On 4/2/13 12:09 AM, Nick Mathewson wrote:
My preferred approach for applications that want to include their own Tor would be to have a library (perhaps based on Torsocks) that handles making connections over Tor, plus maybe another library that would find a running Tor or launch one as needed. That way we wouldn't have a huge pile of apps all stuck downloading their own directory information, and we wouldn't wind up with a bunch of forked Tor versions all diverging independently.
Nonetheless, people keep wanting to do it the way you suggest, and it's free software, so do what you like.
While i understand that you do not like this solution we should also acknowledge that there are several condition where "running an independent process" is just not an option and, not having a Tor as a library, represent a limitation.

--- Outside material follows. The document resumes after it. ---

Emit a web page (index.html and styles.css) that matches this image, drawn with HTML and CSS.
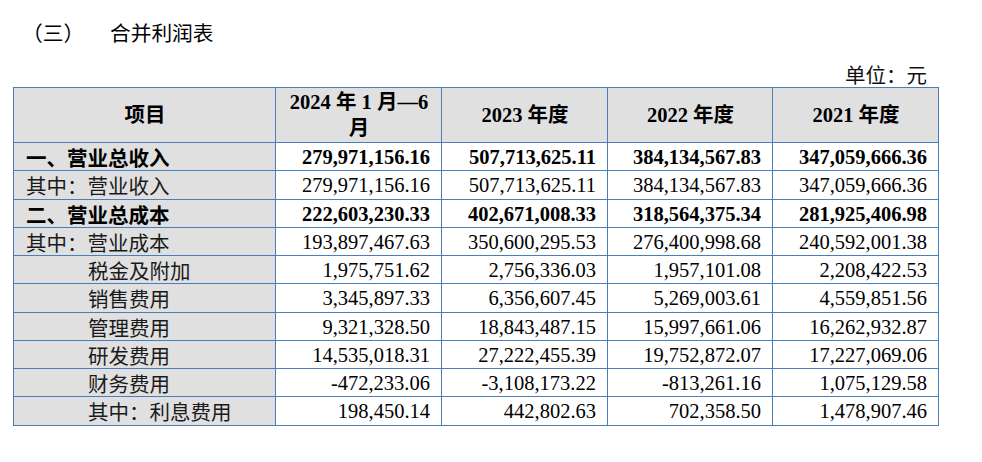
FILE: index.html
```html
<!DOCTYPE html>
<html lang="zh-CN">
<head>
<meta charset="utf-8">
<title>合并利润表</title>
<link rel="stylesheet" href="styles.css">
</head>
<body>
<div class="page">
  <div class="title"><span class="num">（三）</span><span class="name">合并利润表</span></div>
  <div class="unit">单位：元</div>
  <table class="report">
    <colgroup>
      <col class="c-item"><col class="c-v"><col class="c-v"><col class="c-v3"><col class="c-v">
    </colgroup>
    <thead>
      <tr>
        <th>项目</th>
        <th>2024 年 1 月—6<br>月</th>
        <th>2023 年度</th>
        <th>2022 年度</th>
        <th>2021 年度</th>
      </tr>
    </thead>
    <tbody>
      <tr class="bold r28">
        <td class="lbl">一、营业总收入</td>
        <td>279,971,156.16</td><td>507,713,625.11</td><td>384,134,567.83</td><td>347,059,666.36</td>
      </tr>
      <tr class="r29">
        <td class="lbl">其中：营业收入</td>
        <td>279,971,156.16</td><td>507,713,625.11</td><td>384,134,567.83</td><td>347,059,666.36</td>
      </tr>
      <tr class="bold r28">
        <td class="lbl">二、营业总成本</td>
        <td>222,603,230.33</td><td>402,671,008.33</td><td>318,564,375.34</td><td>281,925,406.98</td>
      </tr>
      <tr class="r28">
        <td class="lbl">其中：营业成本</td>
        <td>193,897,467.63</td><td>350,600,295.53</td><td>276,400,998.68</td><td>240,592,001.38</td>
      </tr>
      <tr class="r28">
        <td class="lbl ind">税金及附加</td>
        <td>1,975,751.62</td><td>2,756,336.03</td><td>1,957,101.08</td><td>2,208,422.53</td>
      </tr>
      <tr class="r29">
        <td class="lbl ind">销售费用</td>
        <td>3,345,897.33</td><td>6,356,607.45</td><td>5,269,003.61</td><td>4,559,851.56</td>
      </tr>
      <tr class="r28">
        <td class="lbl ind">管理费用</td>
        <td>9,321,328.50</td><td>18,843,487.15</td><td>15,997,661.06</td><td>16,262,932.87</td>
      </tr>
      <tr class="r28">
        <td class="lbl ind">研发费用</td>
        <td>14,535,018.31</td><td>27,222,455.39</td><td>19,752,872.07</td><td>17,227,069.06</td>
      </tr>
      <tr class="r28">
        <td class="lbl ind">财务费用</td>
        <td>-472,233.06</td><td>-3,108,173.22</td><td>-813,261.16</td><td>1,075,129.58</td>
      </tr>
      <tr class="r29">
        <td class="lbl ind">其中：利息费用</td>
        <td>198,450.14</td><td>442,802.63</td><td>702,358.50</td><td>1,478,907.46</td>
      </tr>
    </tbody>
  </table>
</div>
</body>
</html>
```

FILE: styles.css
```css
html, body {
  margin: 0;
  padding: 0;
  background: #ffffff;
}

body {
  font-family: "Liberation Serif", "Noto Sans CJK SC", serif;
  font-size: 20.5px;
  color: #000000;
}

.page {
  padding: 18px 0 0 13px;
  width: 925px;
}

.title {
  line-height: 28px;
  height: 28px;
  padding-left: 9px;
  display: flex;
  align-items: center;
  font-family: "Noto Sans CJK SC", sans-serif;
  font-size: 20.7px;
}

.title .num {
  width: 88px;
}

.unit {
  margin-top: 16px;
  line-height: 25px;
  height: 25px;
  text-align: right;
  padding-right: 11px;
  font-family: "Noto Sans CJK SC", sans-serif;
  color: #111;
}

.report {
  border-collapse: collapse;
  table-layout: fixed;
  width: 925px;
  border: 1.5px solid #4a7ebb;
}

.report .c-item { width: 262px; }
.report .c-v { width: 166px; }
.report .c-v3 { width: 165px; }

.report th,
.report td {
  border: 1px solid #4a7ebb;
  padding: 0 11px 0 12px;
  white-space: nowrap;
}

.report th {
  background: #e0e0e0;
  height: 54px;
  font-weight: bold;
  text-align: center;
  line-height: 26px;
  vertical-align: middle;
}

.report td {
  text-align: right;
  line-height: 24px;
  vertical-align: middle;
}

.report td.lbl {
  background: #e0e0e0;
  text-align: left;
  padding-left: 12px;
  font-family: "Noto Sans CJK SC", sans-serif;
  color: #1a1a1a;
}

.report td.ind {
  padding-left: 74px;
}

.report tr.bold td {
  font-weight: bold;
}

.report tr.bold td.lbl {
  color: #000;
}

.report tr.r28 td { height: 27px; }
.report tr.r29 td { height: 28px; }
```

By design it's required/better to have tor built as a part of the application in the following conditions for example: - if you need to deploy a "Single executable" - if, for security reason, you need a unique application update system - if your application can't startup other applications (for example on App Stores) - If your application have strict signing requirements (for example on App Stores) - if you need a forensically proof application (not writing file around, not being able to use kernel-level disk encryption) - If you can't open listening port on the specific system due to permissions - if you need to do filesystem i/o only on a single application's database file (like a sqlite)
If we would have Tor also workable as a library, IMHO we would have a clean-by-design-from-software-engineering-point-of-view way to use Tor.